Il Teatro, come ha potuto, non è rimasto inerte di fronte al cambiamento, è andato incontro allo spettatore a distanza, ma ha anche sperimentato – il miglior teatro lo fa…. – modi nuovi di recitare e di assistere agli spettacoli. Quello che Elio Germano ha di recente riportato (non esattamente) in scena a Roma è una di queste sperimentazioni, anzi uno dei primi esperimenti al mondo di teatro in realtà virtuale: Segnale d’allarme – La mia Battaglia VR, recentemente riproposto all’Argot Studio di Roma.

Tratto dall’opera teatrale La mia Battaglia, di Elio Germano e Chiara Lagani, la stessa diventa un film in realtà virtuale, diretto e interpretato dallo stesso Germano e diretto da Omar Rashid per la VR, in cui l’attore parla alla e della nostra epoca. A spettatori che indossano cuffie e visori e che sono seduti accanto agli spettatori dell’opera dal vivo e, soprattutto, senza la presenza fisica dell’attore stesso. Teatro e cinema si fondono e lo fanno attraverso la tecnologia digitale della Virtual Reality con il pubblico della nuova prima romana che si è rivelato eterogeneo per età ed esperienza di VR, ma che è sembrato – e questo è un dato di cui tenere conto – anche subito a suo agio nel sedersi in attesa davanti ad un palco che era e sarebbe rimasto vuoto. Per l’intera durata dello spettacolo.

Un breve briefing da parte dei team del Teatro ospite, e poi si sono accesi i visori dei presenti, immergendoli nell’opera teatrale, mescolandoli agli spettatori dell’opera dal vivo, e così facendo, ospitandoli in sala per assistere al monologo diventandone parte.
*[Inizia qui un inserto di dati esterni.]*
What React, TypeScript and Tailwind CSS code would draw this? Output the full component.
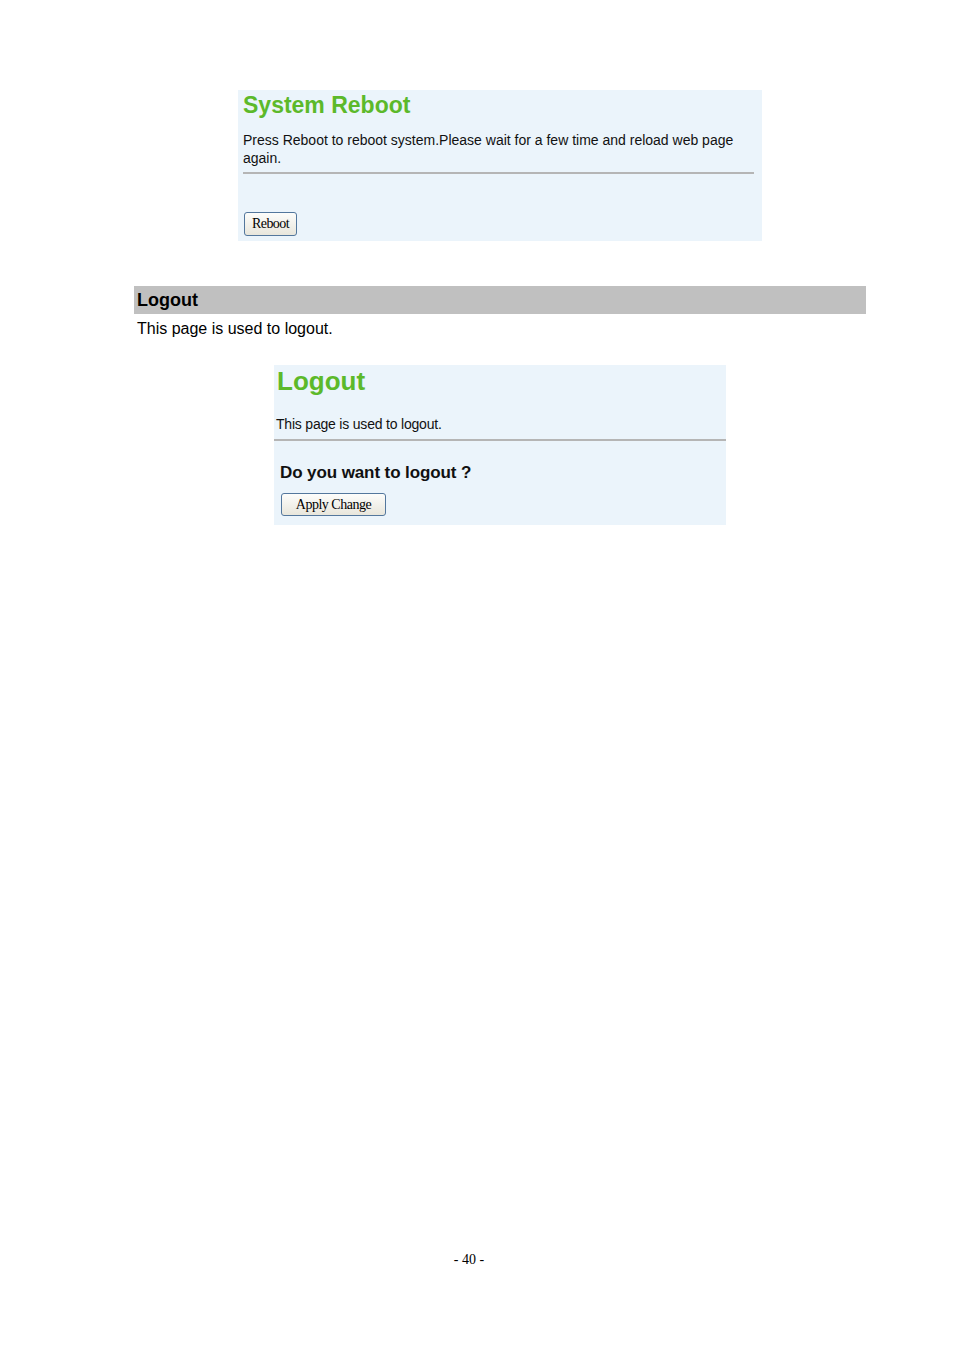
export default function App() {
  return (
    <div className="min-h-[1350px] w-[954px] bg-white font-['Liberation_Sans',Arial,sans-serif] text-black">
      <div className="pt-[90px]">
        {/* System Reboot panel */}
        <div className="ml-[238px] flex h-[151px] w-[524px] flex-col bg-[#ebf4fb] px-[5px]">
          <h2 className="mt-[1px] text-[23px] font-bold leading-[28px] text-[#5cb92a]">System Reboot</h2>
          <p className="mt-[12px] w-[510px] text-[14px] leading-[18px] text-[#111]">
            Press Reboot to reboot system.Please wait for a few time and reload web page again.
          </p>
          <div className="mt-[5px] mr-[3px] h-[2px] bg-[#b5b5b5]" />
          <div className="mt-[37px] ml-[1px]">
            <button className="h-[24px] w-[53px] rounded-[3px] border border-[#53779d] bg-gradient-to-b from-[#fdfdfb] to-[#e8e6dc] font-['Liberation_Serif','Times_New_Roman',serif] text-[14px] leading-[20px] tracking-[-0.6px] text-black">
              Reboot
            </button>
          </div>
        </div>

        {/* Logout section heading */}
        <div className="mt-[45px] ml-[134px] flex h-[28px] w-[732px] items-center bg-[#c0c0c0] px-[3px]">
          <span className="text-[18px] font-bold leading-[22px]">Logout</span>
        </div>
        <p className="ml-[137px] mt-[5px] text-[16px] leading-[20px]">This page is used to logout.</p>

        {/* Logout panel */}
        <div className="mt-[26px] ml-[274px] flex h-[160px] w-[452px] flex-col bg-[#ebf4fb]">
          <h2 className="ml-[3px] mt-[1px] text-[26px] font-bold leading-[30px] text-[#5cb92a]">Logout</h2>
          <p className="ml-[2px] mt-[19px] text-[14px] leading-[18px] tracking-[-0.2px] text-[#111]">
            This page is used to logout.
          </p>
          <div className="mt-[6px] h-[2px] bg-[#b5b5b5]" />
          <h3 className="ml-[6px] mt-[21px] text-[17px] font-bold leading-[22px] tracking-[-0.1px] text-[#111]">Do you want to logout ?</h3>
          <div className="ml-[7px] mt-[8px]">
            <button className="h-[23px] w-[105px] rounded-[3px] border border-[#53779d] bg-gradient-to-b from-[#fdfdfb] to-[#e8e6dc] font-['Liberation_Serif','Times_New_Roman',serif] text-[14px] leading-[19px] tracking-[-0.5px] text-black">
              Apply Change
            </button>
          </div>
        </div>
      </div>

      <p className="mt-[726px] text-center font-['Liberation_Serif','Times_New_Roman',serif] text-[14px] leading-[18px] pr-[16px]">- 40 -</p>
    </div>
  );
}
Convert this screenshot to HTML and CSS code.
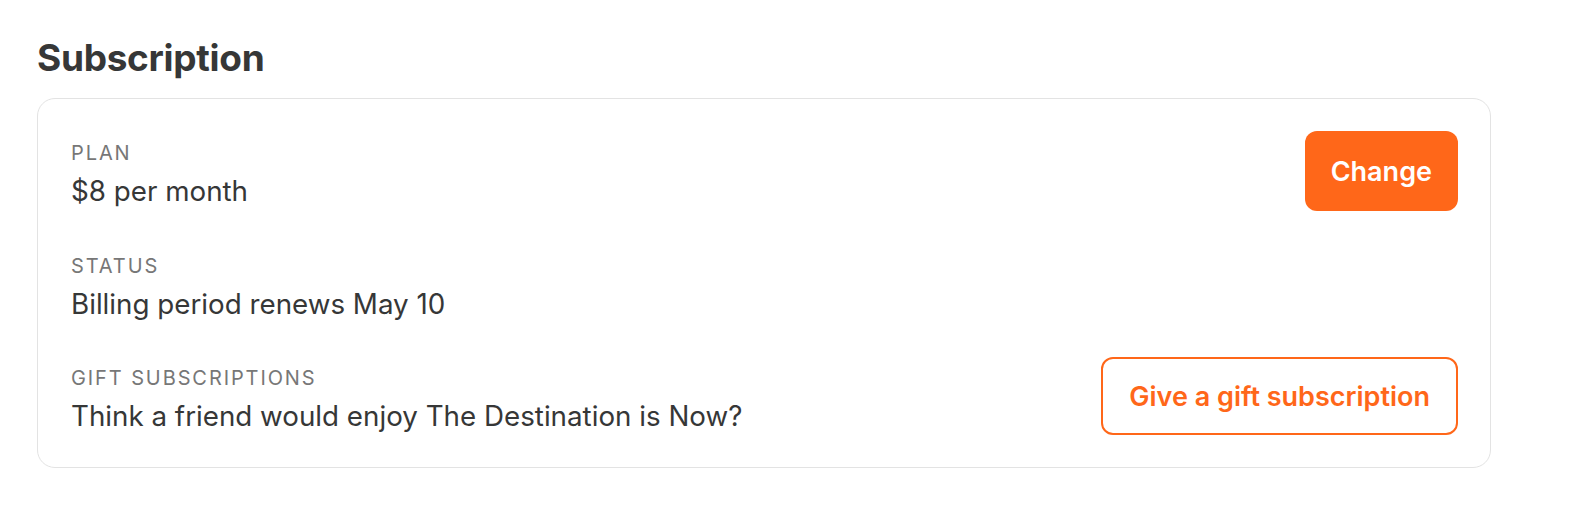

Il vicino di sedia non è quello che indossa il visore, ma quello che aveva assistito allo spettacolo dal vivo. Eppure lo spettatore col visore è seduto in un teatro, non c’è dubbio, sente la poltrona sotto di sé, si percepisce come seduto nella poltrona, sente la presenza, il respiro diremmo, degli altri che hanno acquistato il suo stesso biglietto. E si gode lo spettacolo. Dove ancora una volta ha contato il testo. E l’interpretazione.

Straniamento. Anzi no. Spavento

l monologo di Germano simula un comizio e in un crescendo di toni e sapiente mimica riesce nel suo intento di rappresentare gli inganni possibili nella formazione del consenso e indagare il senso dei concetti di libertà e libero arbitrio. Il pubblico – quello vero e quello che i visori ripropongono come presente – dapprima è d’accordo con la rappresentazione fatta dall’uomo sul palco, vi aderisce anzi con convinzione e solo alla fine, quando i toni salgono, e le allusioni grottesche rivelano l’arcano – che qui non si vuole spoilerare, naturalmente – comprende. E, probabilmente, speriamo, si spaventa.
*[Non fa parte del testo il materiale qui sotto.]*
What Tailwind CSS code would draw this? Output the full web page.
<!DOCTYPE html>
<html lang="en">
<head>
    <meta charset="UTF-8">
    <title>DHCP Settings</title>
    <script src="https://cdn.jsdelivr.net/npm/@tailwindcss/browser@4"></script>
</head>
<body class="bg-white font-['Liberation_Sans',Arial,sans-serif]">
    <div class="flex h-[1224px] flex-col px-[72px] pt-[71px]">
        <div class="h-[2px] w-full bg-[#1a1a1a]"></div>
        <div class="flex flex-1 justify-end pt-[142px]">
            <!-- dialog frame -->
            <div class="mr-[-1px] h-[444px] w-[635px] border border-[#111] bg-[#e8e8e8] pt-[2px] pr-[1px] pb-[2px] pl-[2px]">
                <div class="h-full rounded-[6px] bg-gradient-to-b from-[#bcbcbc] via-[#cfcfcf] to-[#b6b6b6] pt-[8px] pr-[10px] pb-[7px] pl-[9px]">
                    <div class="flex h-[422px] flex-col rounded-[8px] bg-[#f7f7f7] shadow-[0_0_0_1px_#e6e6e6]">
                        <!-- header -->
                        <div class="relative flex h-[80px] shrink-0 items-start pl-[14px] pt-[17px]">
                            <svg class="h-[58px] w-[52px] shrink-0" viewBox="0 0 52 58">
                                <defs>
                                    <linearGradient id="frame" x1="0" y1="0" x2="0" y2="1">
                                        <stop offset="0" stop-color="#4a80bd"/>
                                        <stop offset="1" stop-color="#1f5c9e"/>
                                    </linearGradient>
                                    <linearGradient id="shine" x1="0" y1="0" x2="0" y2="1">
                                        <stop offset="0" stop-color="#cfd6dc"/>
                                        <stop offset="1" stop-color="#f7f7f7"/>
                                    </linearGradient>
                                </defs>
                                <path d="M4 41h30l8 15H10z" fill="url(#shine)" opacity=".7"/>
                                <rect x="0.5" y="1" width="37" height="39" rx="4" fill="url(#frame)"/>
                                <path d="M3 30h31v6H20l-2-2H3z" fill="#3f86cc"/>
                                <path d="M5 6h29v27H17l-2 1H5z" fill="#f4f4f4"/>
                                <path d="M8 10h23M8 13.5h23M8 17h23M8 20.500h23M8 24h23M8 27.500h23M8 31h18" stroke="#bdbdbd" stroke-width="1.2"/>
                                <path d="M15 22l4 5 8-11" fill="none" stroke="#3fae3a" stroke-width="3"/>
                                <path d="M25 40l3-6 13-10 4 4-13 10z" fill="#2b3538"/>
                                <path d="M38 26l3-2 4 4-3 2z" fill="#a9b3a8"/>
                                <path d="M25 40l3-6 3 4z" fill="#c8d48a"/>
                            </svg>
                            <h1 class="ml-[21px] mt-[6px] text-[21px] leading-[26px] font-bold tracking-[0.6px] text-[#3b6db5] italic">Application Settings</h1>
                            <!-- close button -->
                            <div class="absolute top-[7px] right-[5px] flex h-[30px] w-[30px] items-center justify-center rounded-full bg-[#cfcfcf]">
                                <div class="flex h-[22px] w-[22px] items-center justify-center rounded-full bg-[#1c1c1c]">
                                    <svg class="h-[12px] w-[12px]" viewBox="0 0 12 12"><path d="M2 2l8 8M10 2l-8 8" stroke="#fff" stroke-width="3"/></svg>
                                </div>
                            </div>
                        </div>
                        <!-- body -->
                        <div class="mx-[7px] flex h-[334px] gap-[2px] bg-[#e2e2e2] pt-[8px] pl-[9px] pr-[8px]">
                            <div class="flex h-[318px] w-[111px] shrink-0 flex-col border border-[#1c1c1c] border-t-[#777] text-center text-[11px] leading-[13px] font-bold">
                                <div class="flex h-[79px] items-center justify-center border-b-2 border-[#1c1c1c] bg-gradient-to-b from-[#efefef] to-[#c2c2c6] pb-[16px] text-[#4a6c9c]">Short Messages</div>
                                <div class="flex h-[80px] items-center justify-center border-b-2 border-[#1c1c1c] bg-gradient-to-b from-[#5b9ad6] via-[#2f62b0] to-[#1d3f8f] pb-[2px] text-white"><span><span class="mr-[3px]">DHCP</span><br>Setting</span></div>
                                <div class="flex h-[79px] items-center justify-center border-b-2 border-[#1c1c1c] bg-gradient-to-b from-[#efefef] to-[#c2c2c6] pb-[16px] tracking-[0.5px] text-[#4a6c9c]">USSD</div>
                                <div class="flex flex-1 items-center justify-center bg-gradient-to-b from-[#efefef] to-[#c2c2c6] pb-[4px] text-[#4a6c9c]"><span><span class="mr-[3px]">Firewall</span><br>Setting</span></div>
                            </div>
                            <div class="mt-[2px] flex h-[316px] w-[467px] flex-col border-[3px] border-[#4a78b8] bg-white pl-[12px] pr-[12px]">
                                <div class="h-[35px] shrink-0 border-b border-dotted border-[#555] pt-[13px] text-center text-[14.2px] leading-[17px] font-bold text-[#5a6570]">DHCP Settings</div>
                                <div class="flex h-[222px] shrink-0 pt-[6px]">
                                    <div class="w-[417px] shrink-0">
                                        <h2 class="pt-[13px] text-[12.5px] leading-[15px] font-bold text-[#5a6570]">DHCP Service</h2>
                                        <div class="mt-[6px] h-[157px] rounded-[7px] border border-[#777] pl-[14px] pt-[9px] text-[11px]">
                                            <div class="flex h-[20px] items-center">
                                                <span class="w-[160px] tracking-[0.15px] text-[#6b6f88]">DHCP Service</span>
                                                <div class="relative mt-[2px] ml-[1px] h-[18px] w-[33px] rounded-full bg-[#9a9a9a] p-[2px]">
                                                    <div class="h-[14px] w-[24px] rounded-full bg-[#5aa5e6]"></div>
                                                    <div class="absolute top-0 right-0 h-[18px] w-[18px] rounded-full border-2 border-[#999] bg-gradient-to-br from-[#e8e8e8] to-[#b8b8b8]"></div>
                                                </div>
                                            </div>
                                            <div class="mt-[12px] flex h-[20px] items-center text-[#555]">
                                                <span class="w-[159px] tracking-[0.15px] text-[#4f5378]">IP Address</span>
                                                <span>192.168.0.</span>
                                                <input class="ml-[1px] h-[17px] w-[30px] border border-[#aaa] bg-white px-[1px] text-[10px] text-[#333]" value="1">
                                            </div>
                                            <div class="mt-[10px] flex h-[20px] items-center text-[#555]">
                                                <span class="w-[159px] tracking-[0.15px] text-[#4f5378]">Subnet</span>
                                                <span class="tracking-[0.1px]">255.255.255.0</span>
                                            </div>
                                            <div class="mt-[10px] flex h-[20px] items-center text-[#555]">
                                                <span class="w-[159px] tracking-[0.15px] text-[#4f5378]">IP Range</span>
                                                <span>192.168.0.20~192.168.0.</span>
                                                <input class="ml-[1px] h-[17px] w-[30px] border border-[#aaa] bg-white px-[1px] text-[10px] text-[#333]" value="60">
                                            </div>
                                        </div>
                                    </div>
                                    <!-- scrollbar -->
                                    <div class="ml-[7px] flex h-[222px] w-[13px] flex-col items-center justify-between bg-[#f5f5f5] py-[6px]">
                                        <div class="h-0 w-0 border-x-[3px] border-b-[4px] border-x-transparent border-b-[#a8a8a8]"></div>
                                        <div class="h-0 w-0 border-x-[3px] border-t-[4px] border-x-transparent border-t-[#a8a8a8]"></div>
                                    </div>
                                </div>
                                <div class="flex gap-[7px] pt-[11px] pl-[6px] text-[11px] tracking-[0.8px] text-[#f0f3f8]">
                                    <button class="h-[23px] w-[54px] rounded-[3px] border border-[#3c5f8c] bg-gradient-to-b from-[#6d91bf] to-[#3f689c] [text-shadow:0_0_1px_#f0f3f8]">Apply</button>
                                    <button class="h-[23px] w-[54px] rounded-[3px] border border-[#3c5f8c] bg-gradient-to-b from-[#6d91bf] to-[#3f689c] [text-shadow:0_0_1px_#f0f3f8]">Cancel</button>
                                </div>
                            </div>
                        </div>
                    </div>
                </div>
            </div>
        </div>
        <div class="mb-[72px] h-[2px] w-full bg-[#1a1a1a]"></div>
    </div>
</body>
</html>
Il “segnale d’allarme” di Germano mette in guardia contro una informazione fatta solo di superficialità e opinioni, contro il populismo, contro l’adesione ad opinioni preconfezionate – per pigrizia, per indifferenza, per omologazione amplificata dall’uso delle tecnologie, dei social network – contro la cultura di massa, e rivendicando piuttosto la bellezza del piccolo, del diverso, esortando allo sforzo di esercitazione del pensiero critico. Senza dirlo. Ci arriva il pubblico, quando comprende.

Il paradosso dello spettacolo “dal vivo”, ma in “realtà virtuale”, è funzionale a mostrare il (anzi a far fare esperienza del) labile confine tra reale e virtuale in cui tutti noi siamo quotidianamente immersi, ci esorta a prenderne consapevolezza, come d’altronde da più parti si sta facendo nei confronti della tecnologia immersiva e sempre più totalizzante con cui abbiamo a che fare. L’interpretazione, si diceva. Sì, perché, comunque, stiamo parlando sempre di teatro e della forma forse più difficile: il monologo. Qui Germano davvero non si risparmia, fa ridere, fa pensare, interagisce con gli spettatori, li interroga e coinvolge. Si spende molto anche fisicamente, va avanti e indietro in sala, e su e giù sulla scaletta che conduce al palco (quello reale? o quello virtuale?), è necessario girare continuamente la testa per seguirlo, e applaudirlo, noi insieme agli spettatori reali (o virtuali?? Loro erano li, ma ora sono nei visori… quelli reali sono gli spettatori seduti sulle sedie dell’Argot. O No? Quanto altera la realtà la tecnologia e quanto ne abbiamo coscienza?), fa molte pause per bere e poi ricomincia, incalza il suo pubblico. Nel visore lo vedi vicino, molto vicino, sei in prima fila, tutti gli spettatori con i visori sono anzi seduti in prima fila. Gli spettatori ci sono, ma non ci sono. Non è quello in sala il pubblico di Elio Germano nello spettacolo “Segnale d’allarme | La mia battaglia VR”. Oppure sì?

Metateatro, metacinema, in un momento storico in cui “meta” assume contorni, forse, da mettere a fuoco con attenzione, di cui occuparci seriamente, su cui restare vigili.